§ Stated goal: Give the material once more, word for word, without any images.

§ Source data:
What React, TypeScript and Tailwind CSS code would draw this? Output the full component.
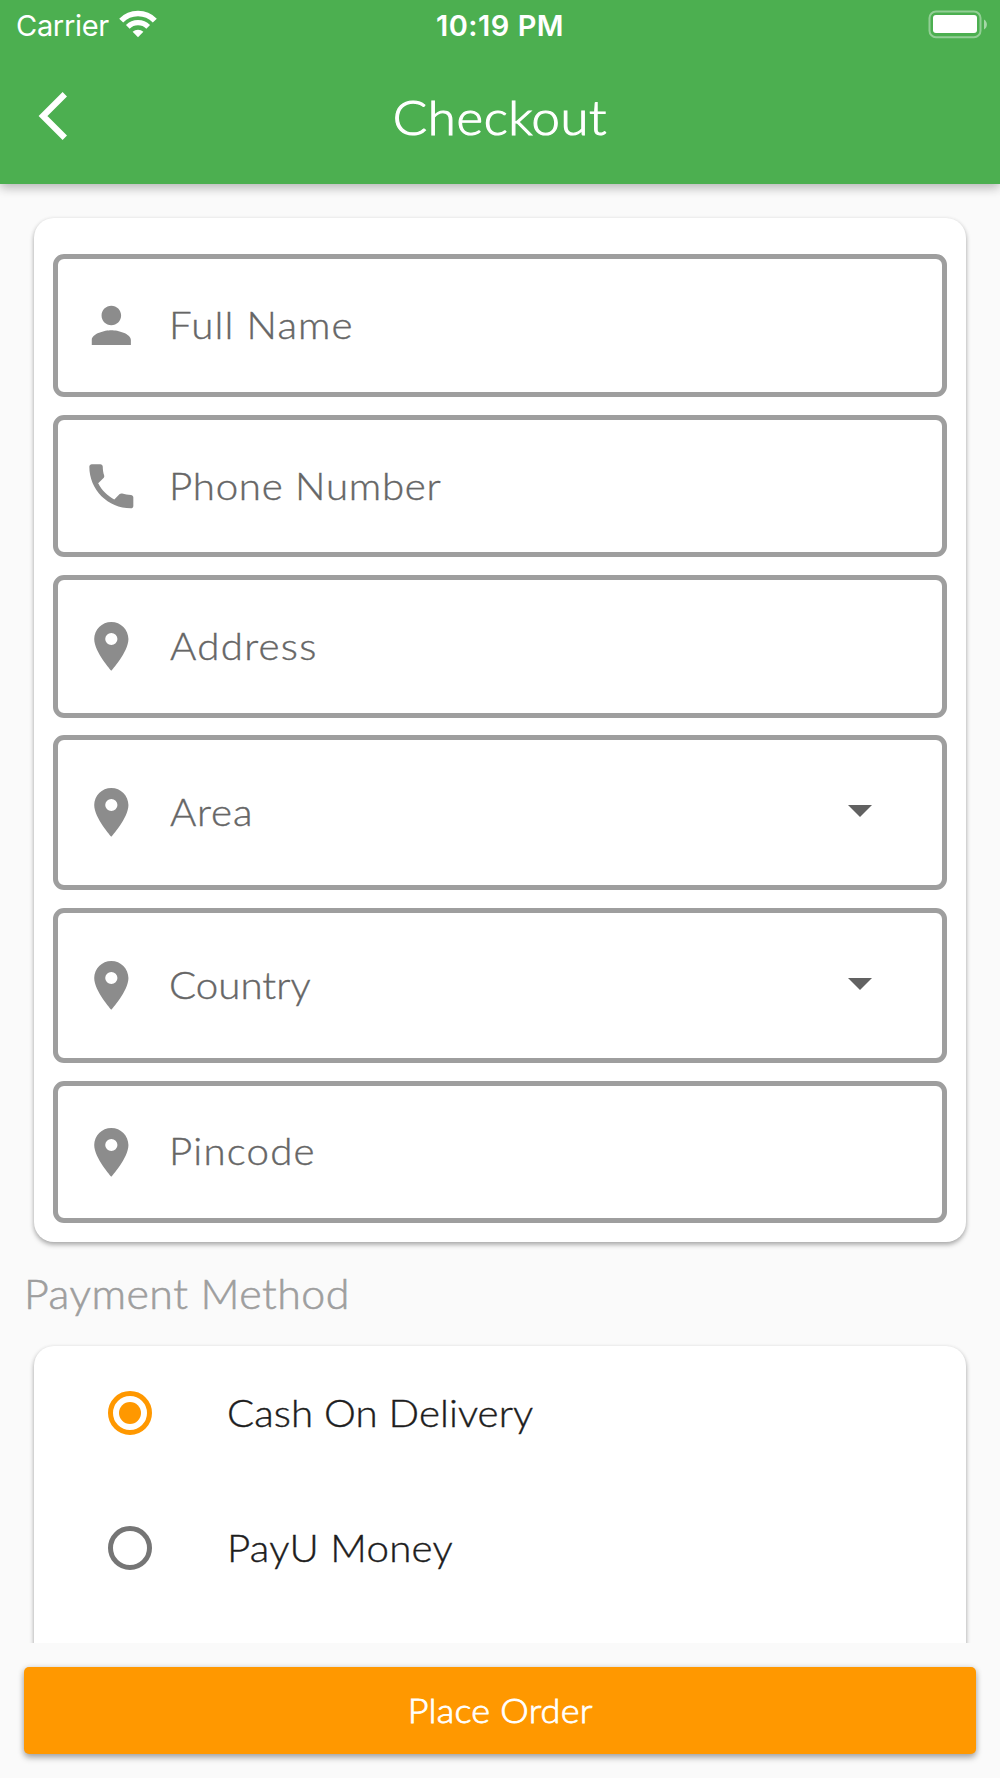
import { useState } from 'react';
import clsx from 'clsx';
import { MdPerson, MdPhone, MdLocationOn } from 'react-icons/md';
import type { IconType } from 'react-icons';

interface Field {
  label: string;
  icon: IconType;
  textClass: string;
  dropdown?: boolean;
}

const fields: Field[] = [
  { label: 'Full Name', icon: MdPerson, textClass: 'ml-[28.5px] tracking-[1.05px]' },
  { label: 'Phone Number', icon: MdPhone, textClass: 'ml-[28.5px] tracking-[0.68px]' },
  { label: 'Address', icon: MdLocationOn, textClass: 'ml-[29.5px] tracking-[1.2px]' },
  { label: 'Area', icon: MdLocationOn, textClass: 'ml-[29.5px] tracking-[0.8px]', dropdown: true },
  { label: 'Country', icon: MdLocationOn, textClass: 'ml-[28.5px] tracking-[0px]', dropdown: true },
  { label: 'Pincode', icon: MdLocationOn, textClass: 'ml-[28.5px] tracking-[1.1px]' },
];

const paymentMethods = [
  { id: 'cod', label: 'Cash On Delivery', textClass: 'tracking-[0.02px]' },
  { id: 'payu', label: 'PayU Money', textClass: 'tracking-[0.25px]' },
];

function StatusBar() {
  return (
    <div className="grid h-[53px] grid-cols-3 items-start pt-[7px] pr-[13px] pl-[16px] font-['Inter',sans-serif] text-[29px] leading-[37px]">
      <div className="flex items-start gap-[10.5px]">
        <span className="font-normal tracking-[-0.3px]">Carrier</span>
        <svg className="mt-[3px] h-[28px] w-[38px]" viewBox="0 0 38 28" fill="none" stroke="currentColor">
          <path d="M2.2 10.6 A23.5 23.5 0 0 1 35.8 10.6" strokeWidth="5.6" />
          <path d="M8.8 16.8 A14.4 14.4 0 0 1 29.2 16.8" strokeWidth="5.2" />
          <path d="M13.6 21.8 A8 8 0 0 1 24.4 21.8 L19 27.2 Z" fill="currentColor" stroke="none" />
        </svg>
      </div>
      <span className="pr-[3px] text-center font-semibold tracking-[0.5px]">10:19 PM</span>
      <svg className="mt-[3px] h-[29px] w-[60px] justify-self-end" viewBox="0 0 60 29" fill="none">
        <rect x="2.5" y="1.6" width="51" height="25.6" rx="6.5" stroke="#fff" strokeOpacity="0.4" strokeWidth="2" />
        <rect x="6" y="5" width="44" height="18" rx="3" fill="#fff" />
        <path d="M57 9.5 C60.8 11.5 60.8 17.5 57 19.5 Z" fill="#fff" fillOpacity="0.5" />
      </svg>
    </div>
  );
}

function Header() {
  return (
    <header className="relative z-10 h-[183.5px] shrink-0 bg-[#4caf50] text-white shadow-[0_4px_10px_rgba(0,0,0,0.2),0_1px_12px_rgba(0,0,0,0.12)]">
      <StatusBar />
      <div className="grid h-[130px] grid-cols-[100px_1fr_100px] items-center">
        <button type="button" aria-label="Back" className="ml-[36px] w-[34px] pb-[4px]">
          <svg className="h-[52px] w-[34px]" viewBox="0 0 34 52" fill="none" stroke="currentColor">
            <path d="M28.8 4.2 L7 26 L28.8 47.8" strokeWidth="6.2" />
          </svg>
        </button>
        <h1 className="scale-x-106 pb-[2px] text-center text-[48px] leading-none font-light tracking-[0.6px] [-webkit-text-stroke:1.1px]">
          Checkout
        </h1>
      </div>
    </header>
  );
}

function FieldRow({ field }: { field: Field }) {
  const Icon = field.icon;

  return (
    <div
      className={clsx(
        'flex items-center rounded-[11px] border-5 border-[#9e9e9e] pl-[24px]',
        field.dropdown ? 'h-[155.3px]' : 'h-[142.9px]'
      )}
    >
      <Icon className="size-[58.67px] text-[#8c8c8c]" />
      <span
        className={clsx(
          'origin-left scale-x-106 pb-[3px] text-[38px] leading-none text-[#666] [-webkit-text-stroke:0.4px]',
          field.textClass
        )}
      >
        {field.label}
      </span>
      {field.dropdown && (
        <svg className="mr-[70px] mb-[3px] ml-auto h-[12px] w-[24px]" viewBox="0 0 24 12">
          <path d="M0 0 H24 L12 12 Z" fill="#616161" />
        </svg>
      )}
    </div>
  );
}

function Radio({ checked }: { checked: boolean }) {
  return (
    <span
      className={clsx(
        'flex size-[44px] items-center justify-center rounded-full border-5',
        checked ? 'border-[#ff9800]' : 'border-[#757575]'
      )}
    >
      {checked && <span className="size-[22px] rounded-full bg-[#ff9800]" />}
    </span>
  );
}

export default function App() {
  const [method, setMethod] = useState('cod');

  return (
    <div className="flex h-[1778px] w-[1000px] flex-col overflow-hidden bg-[#fafafa] font-['Lato',sans-serif] font-light">
      <Header />

      <main className="h-[1459px] shrink-0 overflow-hidden">
        <section className="mx-[34px] mt-[34px] flex h-[1024.5px] flex-col gap-[17.4px] rounded-[20px] bg-white px-[19px] pt-[36.8px] shadow-[0_3px_5px_rgba(0,0,0,0.26),0_1px_4px_rgba(0,0,0,0.12)]">
          {fields.map((field) => (
            <FieldRow key={field.label} field={field} />
          ))}
        </section>

        <h2 className="mt-[32px] ml-[24px] h-[71.5px] w-fit origin-left scale-x-106 text-[40.5px] leading-[40px] font-light tracking-[0.45px] text-[#9e9e9e] [-webkit-text-stroke:0.6px]">
          Payment Method
        </h2>

        <section className="mx-[34px] h-[400px] rounded-[20px] bg-white shadow-[0_3px_5px_rgba(0,0,0,0.26),0_1px_4px_rgba(0,0,0,0.12)]">
          {paymentMethods.map((item) => (
            <button
              key={item.id}
              type="button"
              onClick={() => setMethod(item.id)}
              className="flex h-[135px] w-full items-center gap-[74.5px] pl-[74px]"
            >
              <Radio checked={method === item.id} />
              <span
                className={clsx(
                  'origin-left scale-x-106 pb-[3px] text-[38px] leading-none text-[#1d1d1d] [-webkit-text-stroke:0.4px]',
                  item.textClass
                )}
              >
                {item.label}
              </span>
            </button>
          ))}
        </section>
      </main>

      <button
        type="button"
        className="mx-[24px] mt-[24.5px] h-[87px] shrink-0 rounded-[5px] bg-[#ff9800] pb-[2px] text-[34px] leading-none text-white shadow-[0_4px_6px_rgba(0,0,0,0.25),0_1px_6px_rgba(0,0,0,0.18)]"
      >
        <span className="inline-block scale-x-106 tracking-[0.2px] [-webkit-text-stroke:0.8px]">Place Order</span>
      </button>
    </div>
  );
}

§ Exercise solution:
What React, TypeScript and Tailwind CSS code would draw this? Output the full component.
import { useState } from 'react';
import clsx from 'clsx';
import { MdPerson, MdPhone, MdLocationOn } from 'react-icons/md';
import type { IconType } from 'react-icons';

interface Field {
  label: string;
  icon: IconType;
  textClass: string;
  dropdown?: boolean;
}

const fields: Field[] = [
  { label: 'Full Name', icon: MdPerson, textClass: 'ml-[28.5px] tracking-[1.05px]' },
  { label: 'Phone Number', icon: MdPhone, textClass: 'ml-[28.5px] tracking-[0.68px]' },
  { label: 'Address', icon: MdLocationOn, textClass: 'ml-[29.5px] tracking-[1.2px]' },
  { label: 'Area', icon: MdLocationOn, textClass: 'ml-[29.5px] tracking-[0.8px]', dropdown: true },
  { label: 'Country', icon: MdLocationOn, textClass: 'ml-[28.5px] tracking-[0px]', dropdown: true },
  { label: 'Pincode', icon: MdLocationOn, textClass: 'ml-[28.5px] tracking-[1.1px]' },
];

const paymentMethods = [
  { id: 'cod', label: 'Cash On Delivery', textClass: 'tracking-[0.02px]' },
  { id: 'payu', label: 'PayU Money', textClass: 'tracking-[0.25px]' },
];

function StatusBar() {
  return (
    <div className="grid h-[53px] grid-cols-3 items-start pt-[7px] pr-[13px] pl-[16px] font-['Inter',sans-serif] text-[29px] leading-[37px]">
      <div className="flex items-start gap-[10.5px]">
        <span className="font-normal tracking-[-0.3px]">Carrier</span>
        <svg className="mt-[3px] h-[28px] w-[38px]" viewBox="0 0 38 28" fill="none" stroke="currentColor">
          <path d="M2.2 10.6 A23.5 23.5 0 0 1 35.8 10.6" strokeWidth="5.6" />
          <path d="M8.8 16.8 A14.4 14.4 0 0 1 29.2 16.8" strokeWidth="5.2" />
          <path d="M13.6 21.8 A8 8 0 0 1 24.4 21.8 L19 27.2 Z" fill="currentColor" stroke="none" />
        </svg>
      </div>
      <span className="pr-[3px] text-center font-semibold tracking-[0.5px]">10:19 PM</span>
      <svg className="mt-[3px] h-[29px] w-[60px] justify-self-end" viewBox="0 0 60 29" fill="none">
        <rect x="2.5" y="1.6" width="51" height="25.6" rx="6.5" stroke="#fff" strokeOpacity="0.4" strokeWidth="2" />
        <rect x="6" y="5" width="44" height="18" rx="3" fill="#fff" />
        <path d="M57 9.5 C60.8 11.5 60.8 17.5 57 19.5 Z" fill="#fff" fillOpacity="0.5" />
      </svg>
    </div>
  );
}

function Header() {
  return (
    <header className="relative z-10 h-[183.5px] shrink-0 bg-[#4caf50] text-white shadow-[0_4px_10px_rgba(0,0,0,0.2),0_1px_12px_rgba(0,0,0,0.12)]">
      <StatusBar />
      <div className="grid h-[130px] grid-cols-[100px_1fr_100px] items-center">
        <button type="button" aria-label="Back" className="ml-[36px] w-[34px] pb-[4px]">
          <svg className="h-[52px] w-[34px]" viewBox="0 0 34 52" fill="none" stroke="currentColor">
            <path d="M28.8 4.2 L7 26 L28.8 47.8" strokeWidth="6.2" />
          </svg>
        </button>
        <h1 className="scale-x-106 pb-[2px] text-center text-[48px] leading-none font-light tracking-[0.6px] [-webkit-text-stroke:1.1px]">
          Checkout
        </h1>
      </div>
    </header>
  );
}

function FieldRow({ field }: { field: Field }) {
  const Icon = field.icon;

  return (
    <div
      className={clsx(
        'flex items-center rounded-[11px] border-5 border-[#9e9e9e] pl-[24px]',
        field.dropdown ? 'h-[155.3px]' : 'h-[142.9px]'
      )}
    >
      <Icon className="size-[58.67px] text-[#8c8c8c]" />
      <span
        className={clsx(
          'origin-left scale-x-106 pb-[3px] text-[38px] leading-none text-[#666] [-webkit-text-stroke:0.4px]',
          field.textClass
        )}
      >
        {field.label}
      </span>
      {field.dropdown && (
        <svg className="mr-[70px] mb-[3px] ml-auto h-[12px] w-[24px]" viewBox="0 0 24 12">
          <path d="M0 0 H24 L12 12 Z" fill="#616161" />
        </svg>
      )}
    </div>
  );
}

function Radio({ checked }: { checked: boolean }) {
  return (
    <span
      className={clsx(
        'flex size-[44px] items-center justify-center rounded-full border-5',
        checked ? 'border-[#ff9800]' : 'border-[#757575]'
      )}
    >
      {checked && <span className="size-[22px] rounded-full bg-[#ff9800]" />}
    </span>
  );
}

export default function App() {
  const [method, setMethod] = useState('cod');

  return (
    <div className="flex h-[1778px] w-[1000px] flex-col overflow-hidden bg-[#fafafa] font-['Lato',sans-serif] font-light">
      <Header />

      <main className="h-[1459px] shrink-0 overflow-hidden">
        <section className="mx-[34px] mt-[34px] flex h-[1024.5px] flex-col gap-[17.4px] rounded-[20px] bg-white px-[19px] pt-[36.8px] shadow-[0_3px_5px_rgba(0,0,0,0.26),0_1px_4px_rgba(0,0,0,0.12)]">
          {fields.map((field) => (
            <FieldRow key={field.label} field={field} />
          ))}
        </section>

        <h2 className="mt-[32px] ml-[24px] h-[71.5px] w-fit origin-left scale-x-106 text-[40.5px] leading-[40px] font-light tracking-[0.45px] text-[#9e9e9e] [-webkit-text-stroke:0.6px]">
          Payment Method
        </h2>

        <section className="mx-[34px] h-[400px] rounded-[20px] bg-white shadow-[0_3px_5px_rgba(0,0,0,0.26),0_1px_4px_rgba(0,0,0,0.12)]">
          {paymentMethods.map((item) => (
            <button
              key={item.id}
              type="button"
              onClick={() => setMethod(item.id)}
              className="flex h-[135px] w-full items-center gap-[74.5px] pl-[74px]"
            >
              <Radio checked={method === item.id} />
              <span
                className={clsx(
                  'origin-left scale-x-106 pb-[3px] text-[38px] leading-none text-[#1d1d1d] [-webkit-text-stroke:0.4px]',
                  item.textClass
                )}
              >
                {item.label}
              </span>
            </button>
          ))}
        </section>
      </main>

      <button
        type="button"
        className="mx-[24px] mt-[24.5px] h-[87px] shrink-0 rounded-[5px] bg-[#ff9800] pb-[2px] text-[34px] leading-none text-white shadow-[0_4px_6px_rgba(0,0,0,0.25),0_1px_6px_rgba(0,0,0,0.18)]"
      >
        <span className="inline-block scale-x-106 tracking-[0.2px] [-webkit-text-stroke:0.8px]">Place Order</span>
      </button>
    </div>
  );
}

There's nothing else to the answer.